Autobus z polskimi turystami zjechał z drogi i zsunął się ze skarpy. W wyniku wypadku liczba rannych Polaków wyniosła 30 osób. Według ostatnich informacji, trzy osoby były w stanie ciężkim, ale ich życiu nic nie zagraża. Wypadek zdarzył się około godziny 17:30 we wtorek, w pobliżu miejscowości Kemer. To południowo-zachodnia część Turcji.
Po 44 kilometrach od wyruszenia, tuż przed miejscem docelowym doszło do wypadku. Autobus przewoził turystów z kurortu Antalya, znajdującego się 490 km od stolicy Turcji - Ankary.
Turcja - wypadek polskiego autokaru
Wśród 41 pasażerów, 38 turystów pochodziło z Polski. Pozostałe trzy były obywatelami Rosji i Norwegii. Niestety jedna z osób jest aktualnie w ciężkim stanie. Została przetransportowana do szpitala, gdzie przeprowadzano operację.
Pozostali polscy turyści trafili do pobliskich placówek medycznych. Większość z nich nie odniosła jednak ciężkich obrażeń, więc szybko zostali wypisani. Nie wiadomo, jakim biurem podróży jechali polscy turyści. Pojazd miał oznaczenie Coral Travel. Rzeczniczka MSZ Ewa Suwara w rozmowie z TVP Info ujawniła, że biuro jest w kontakcie z Polakami, podobnie jak rezydent.

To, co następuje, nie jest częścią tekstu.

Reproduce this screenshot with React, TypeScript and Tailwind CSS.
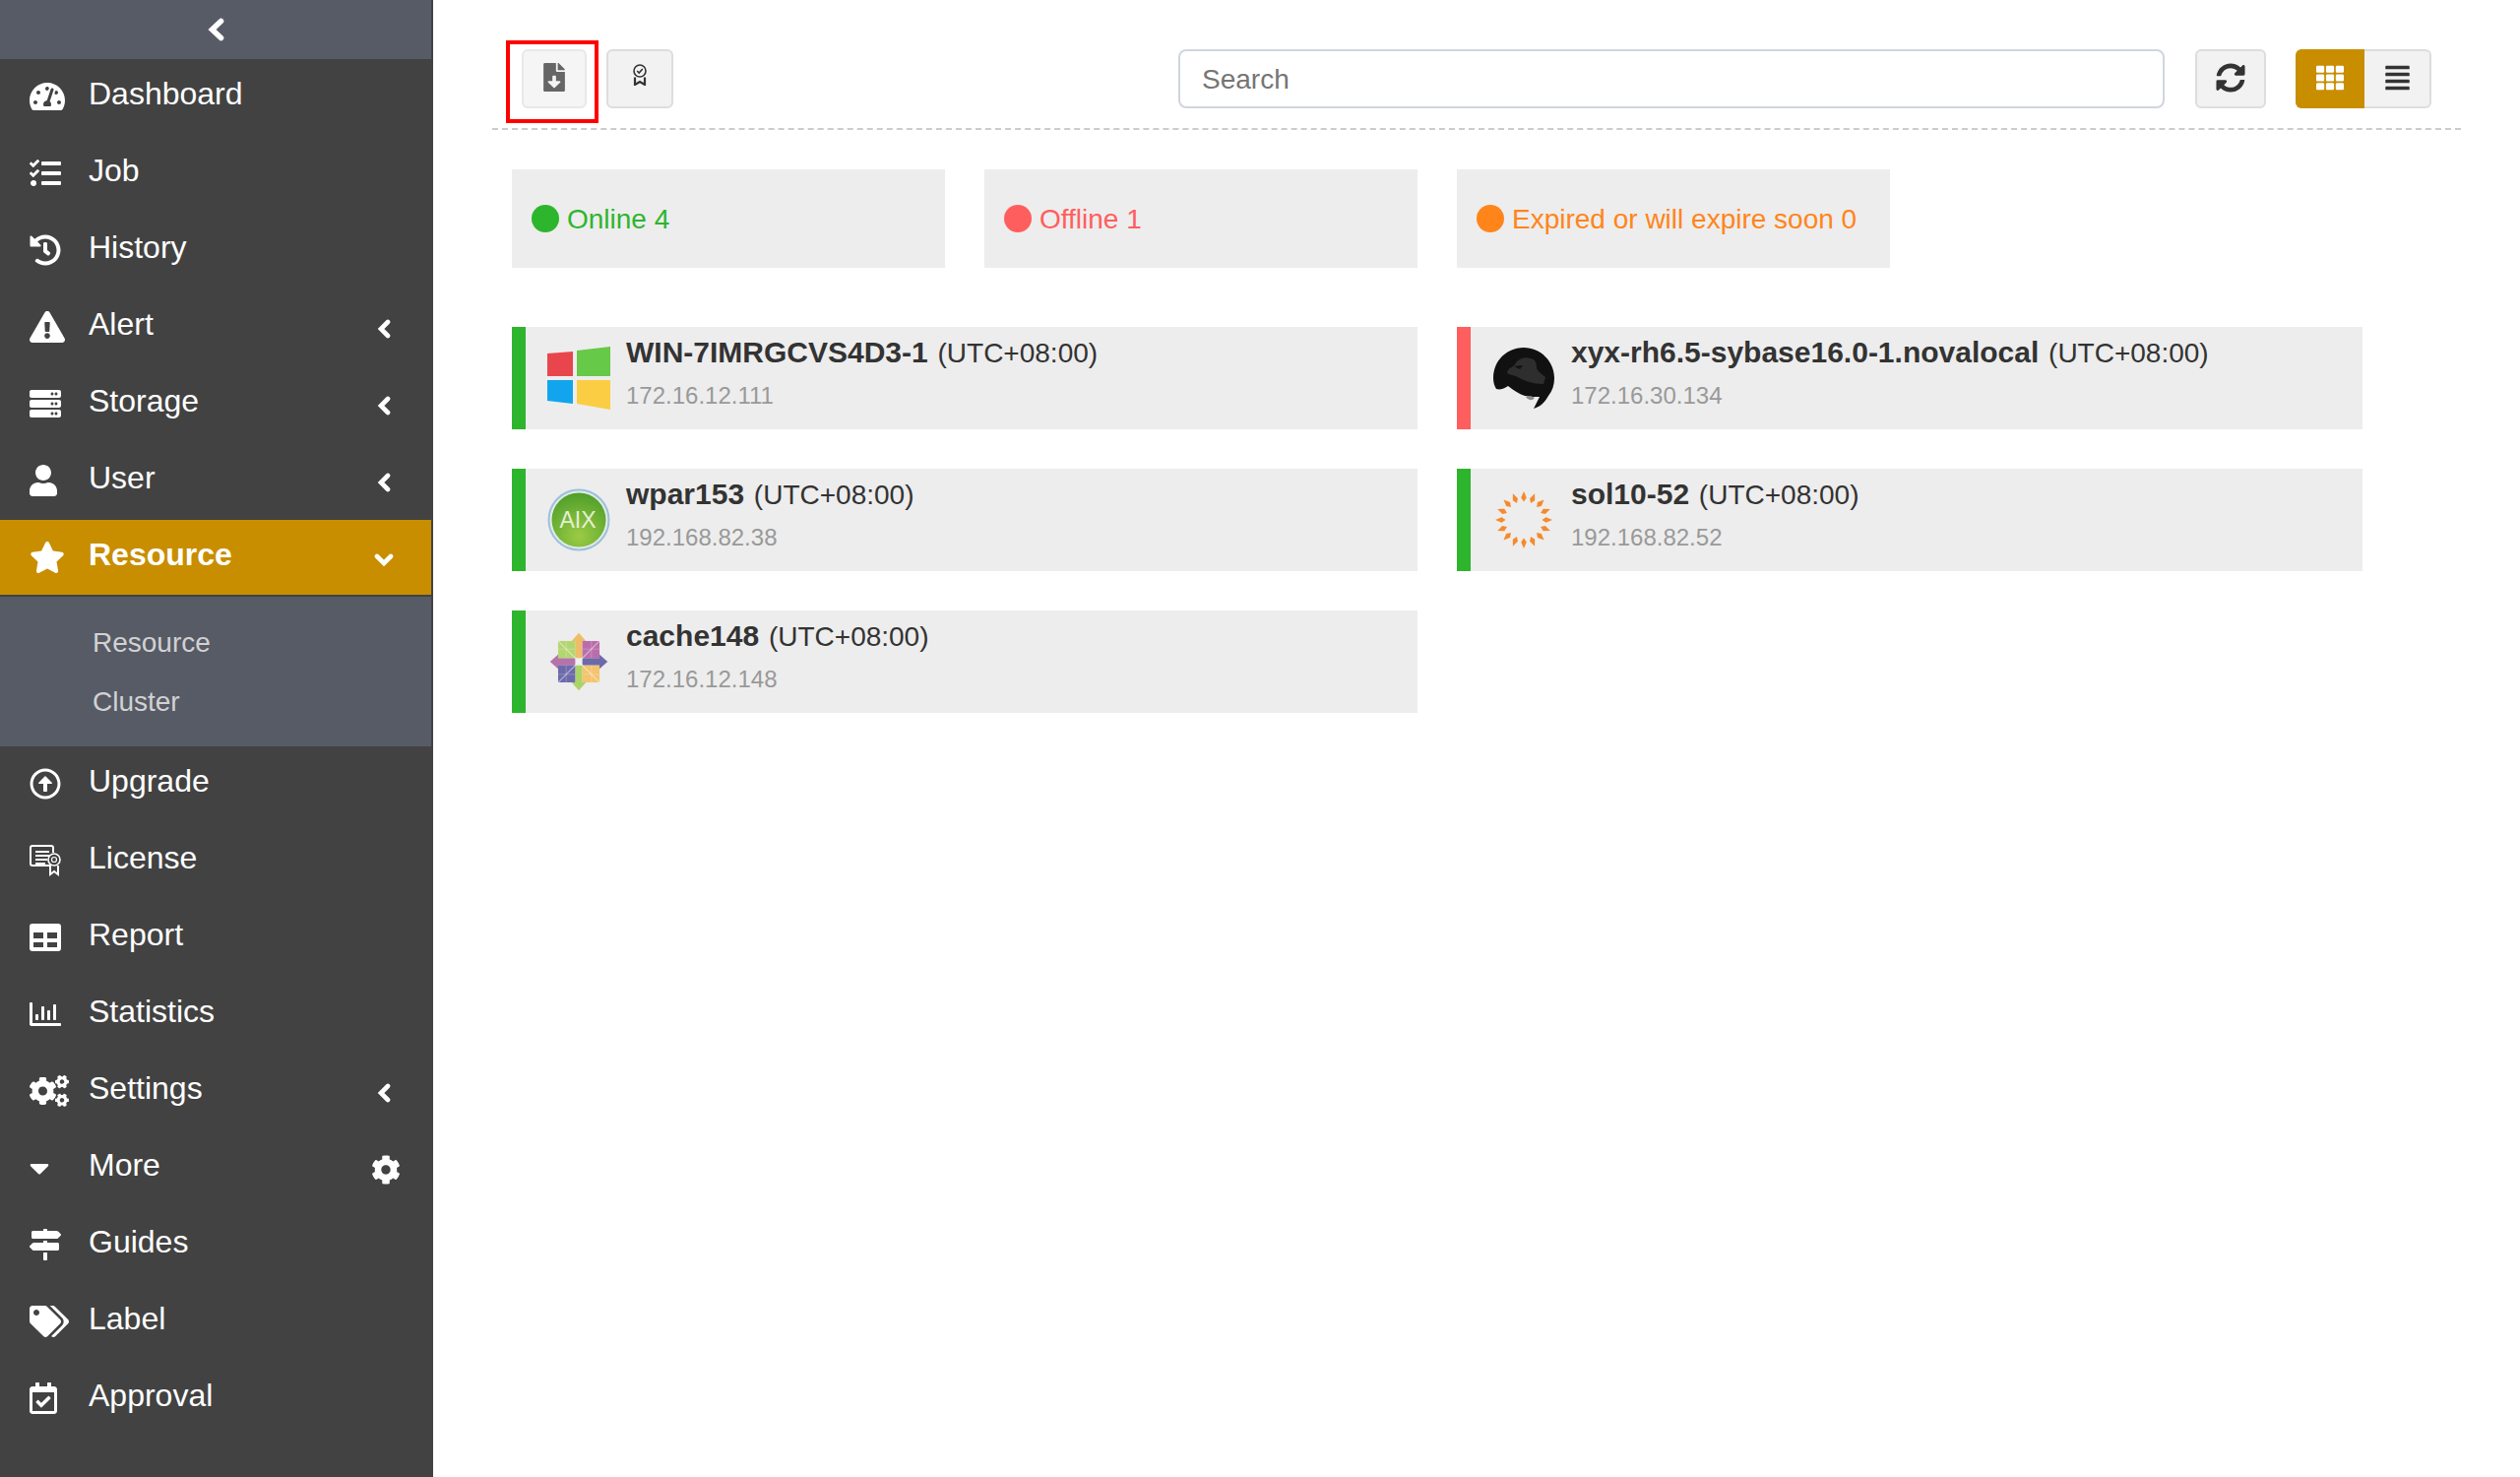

Reczniczka MSZ o wypadu w Turcji
Rzeczniczka MSZ Ewa Suwara poinformowała, że nie ma żadnych ofiar śmiertelnych wśród Polaków. Dodała, że w autokarze podróżowało 39 Polaków: 38 turystów i rezydent. Po godzinie 9 dodano, że stan tych trzech osób jest stabilny. Jedna z nich miała operację twarzy, druga doznała urazu kręgosłupa, a trzecia - kręgosłupa.